4. If any rows in your data sample contain NAs, just drop those rows entirely.
5. After reading the dataset description, take a look at your data, either with the head() function or the View() function. Should your numeric variables be scaled? Why or why not? If so, then scale your data’s numeric variables.
6. Build a hierarchical clustering model for the dataset, using any method for inter-cluster dissimilarity (if you’re not sure which one to choose you can experiment with the options from the textbook chapter). Do not use any of your non-numeric variables to build this.
a. Create and display a dendrogram for your model. Be sure that you have done this in a way that displays the ‘name’ of each item.
b. By looking at your dendrogram, how many clusters do you see here? (There is not a single correct answer to this question, and not all people will answer it the same way-- just describe the number of clusters that seem to be showing here).
c. Use the cutree function to cut the records into clusters. Specify your desired number of clusters, and show the resulting cluster assignments for each item,
d. Attach the assigned cluster numbers back to the original dataset. Use groupby() and summarize_all() from dplyr to generate per-cluster summary stats, and write 2-3 sentences about what you find. What stands out here? What do you notice about any unusual variables or clusters?
e. Make any three simple visualizations to display the results of your clustering model. Be sure that the variables depicted in your visualizations are actual variables from your dataset. Simple visualizations can include things like scatterplots, barplots, histograms, boxplots, etc.
f. Choose any item from among your sample. What cluster did it fall into? Write 2-3 sentences about the other members of its cluster (or if it’s a singleton, write a bit about why it is a singleton).
7. In a previous step, you made the case for standardizing the variables. Now they’re all on equal footing… but why might it be problematic to view these variables with equal weight? (Note: You do not need any domain knowledge about worldwide shipping in order to answer this)
8. Now it’s time to fix that problem!
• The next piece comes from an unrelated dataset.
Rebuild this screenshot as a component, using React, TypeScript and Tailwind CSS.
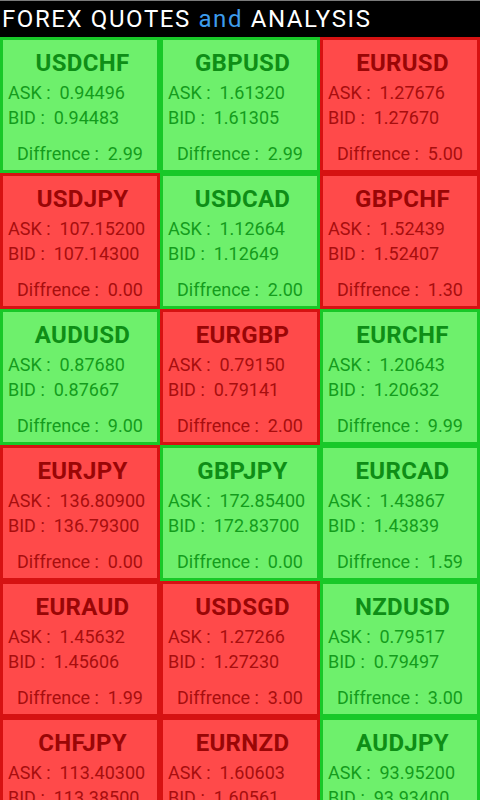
import React from 'react';

type Quote = {
  pair: string;
  ask: string;
  bid: string;
  diff: string;
  up: boolean;
};

const quotes: Quote[] = [
  { pair: 'USDCHF', ask: '0.94496', bid: '0.94483', diff: '2.99', up: true },
  { pair: 'GBPUSD', ask: '1.61320', bid: '1.61305', diff: '2.99', up: true },
  { pair: 'EURUSD', ask: '1.27676', bid: '1.27670', diff: '5.00', up: false },
  { pair: 'USDJPY', ask: '107.15200', bid: '107.14300', diff: '0.00', up: false },
  { pair: 'USDCAD', ask: '1.12664', bid: '1.12649', diff: '2.00', up: true },
  { pair: 'GBPCHF', ask: '1.52439', bid: '1.52407', diff: '1.30', up: false },
  { pair: 'AUDUSD', ask: '0.87680', bid: '0.87667', diff: '9.00', up: true },
  { pair: 'EURGBP', ask: '0.79150', bid: '0.79141', diff: '2.00', up: false },
  { pair: 'EURCHF', ask: '1.20643', bid: '1.20632', diff: '9.99', up: true },
  { pair: 'EURJPY', ask: '136.80900', bid: '136.79300', diff: '0.00', up: false },
  { pair: 'GBPJPY', ask: '172.85400', bid: '172.83700', diff: '0.00', up: true },
  { pair: 'EURCAD', ask: '1.43867', bid: '1.43839', diff: '1.59', up: true },
  { pair: 'EURAUD', ask: '1.45632', bid: '1.45606', diff: '1.99', up: false },
  { pair: 'USDSGD', ask: '1.27266', bid: '1.27230', diff: '3.00', up: false },
  { pair: 'NZDUSD', ask: '0.79517', bid: '0.79497', diff: '3.00', up: true },
  { pair: 'CHFJPY', ask: '113.40300', bid: '113.38500', diff: '1.80', up: false },
  { pair: 'EURNZD', ask: '1.60603', bid: '1.60561', diff: '4.20', up: false },
  { pair: 'AUDJPY', ask: '93.95200', bid: '93.93400', diff: '1.80', up: true },
];

function QuoteCell({ q }: { q: Quote }) {
  const box = q.up
    ? 'bg-[#6ef06c] border-[#18c828] text-[#149c1c]'
    : 'bg-[#ff4a4a] border-[#d61212] text-[#a80e0e]';
  const title = q.up ? 'text-[#0e8e16]' : 'text-[#9a0606]';

  return (
    <div className={`h-[136px] border-[3px] pt-[10px] pl-[5px] ${box}`}>
      <h3 className={`text-center text-[24px] leading-[27px] font-bold tracking-[0.3px] ${title}`}>{q.pair}</h3>
      <p className="mt-[3px] text-[18px] leading-[25px] whitespace-pre">ASK :  {q.ask}</p>
      <p className="text-[18px] leading-[25px] whitespace-pre">BID :  {q.bid}</p>
      <p className="mt-[11px] pr-[5px] text-center text-[18px] leading-[25px] whitespace-pre">Diffrence :  {q.diff}</p>
    </div>
  );
}

export default function App() {
  return (
    <div className="w-[480px] h-[800px] overflow-hidden bg-black font-['Roboto',sans-serif]">
      {/* Title bar */}
      <div className="h-[37px] border-t border-[#7a7a7a] pl-[2px] text-[24px] leading-[37px] tracking-[1.6px] text-white whitespace-pre">
        FOREX QUOTES <span className="text-[#3d9cec]">and</span> ANALYSIS
      </div>

      {/* Quotes grid */}
      <div className="grid grid-cols-3">
        {quotes.map((q) => (
          <QuoteCell key={q.pair} q={q} />
        ))}
      </div>
    </div>
  );
}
Come up with your own weighting system for these variables, and apply it here. Be sure that you are working with a dataframe. (if the data is not a dataframe, you can quickly fix that with as.data.frame(). Multiply each column by the weight that you have assigned to it. Please note that there are no rules to the weighting system– the weights do not need to add up to any particular value.
a. Explain the weighting system in a short paragraph. There is no single *right* or *wrong* way to do this, but your answer to this question should demonstrate that you’ve taken some time to put some thought into it. One sentence per variable is enough to explain the weighting system.
9. Now, generate one more dendrogram, using your newly-rescaled set of variables (be sure that you’re not accidentally using the cluster assignments from a previous step as a clustering variable here).
a. Once more, provide some description of what you see, and whether there are any noteworthy changes between this and the other dendrogram.
b. Just as you did after the first hierarchical clustering, use the cutree() function to cut the records to clusters. Specify your desired number of clusters, and show the resulting cluster assignments for each state.
c. Attach the cluster assignments back to the original dataset. Use groupby() and summarize_all() from dplyr to generate per-cluster summary stats, and write 2-3 sentences about what you find.
d. Let’s check back in on that item that you selected during a previous step. Where is that item now, with this new model? What else is in the same cluster? In a few sentences, talk about what changed, and why, regarding this item’s cluster assignment.
Task 2: Text Mining
The book “Tidy Text Mining” can be a useful resource here. So can the video on Blackboard in the Text Mining folder.
1. Load the Office dataset into your R environment. Filter the dataset so that it only contains your season and episode (please see attached file in Blackboard for the specific seasons and episodes).
2. Who are the ten characters, or entities*, that had the most lines in your episode? Create a barplot that depicts the count values for each of these top 10. Orient this barplot horizontally, and be sure to order your bars, either from highest to lowest or lowest to highest. (if there are lines delivered by multiple characters, they could count as their own group, or ‘entity’)
a. In a couple of sentences, what insights could be drawn from this plot?
3. Using the select() function from dplyr, generate a new dataframe. for your episode that only contains the line_text column from your episode.
a. Next, create a tidy version of your episode text. Using unnest_tokens() should help you to convert your text into a dataframe. in which each word occupies its own row.
4. What were the 10 most frequently used words in your episode? Show the code that you used to answer this question, along with your results.
a. Why is this list of very limited value for any kind of analysis?
b. Now, use the anti_join() function to remove stopwords. Show the code that you used to do this. With the stopwords removed, what are the 10 most common words in your episode? Show them here.
c. Do this again, but instead, do it with bigrams instead of unigrams.
i. How are bigrams diferent from unigrams?
ii. How might bigram analysis yield diferent results than unigram analysis, in general?
d. Write 1-2 sentences that speculate about why it might be useful/interesting to see this list of the most frequently-used words from your episode (you could mention the bigrams or the unigrams here). What could someone do with it?
Use your imagination and creativity to answer this and be sure to reference your specific words from your episode.
5. Generate a wordcloud based on your episode. You may use any wordcloud package in R, and you may set this up any way you wish to.
a. What does your wordcloud show you? Describe it in a sentence or two.
6. Next, let’s do some sentiment analysis. We will use the bing lexicon for this purpose.
a. What 10 words made the biggest sentiment contributions in your episode? Show the code that you used to find this, along with your results.
b. Of these top 10 words, how many were positive? How many were negative?
c. In a sentence or two, speculate about what this list suggests about your episode.
7. Now let’s take a look at how a diferent sentiment lexicon would view your episode. Bring the afinn lexicon into your environment, and join it with the text from your episode. Show the step(s) you used to do this.
a. What were the three ‘worst’ words in your episode? What were the three ‘best’ words in your episode?
b. Sum all the values for your episode. What was the total?
c. What does this sum suggest about your episode? Why might this be helpful...but why might it also be incomplete or even misleading?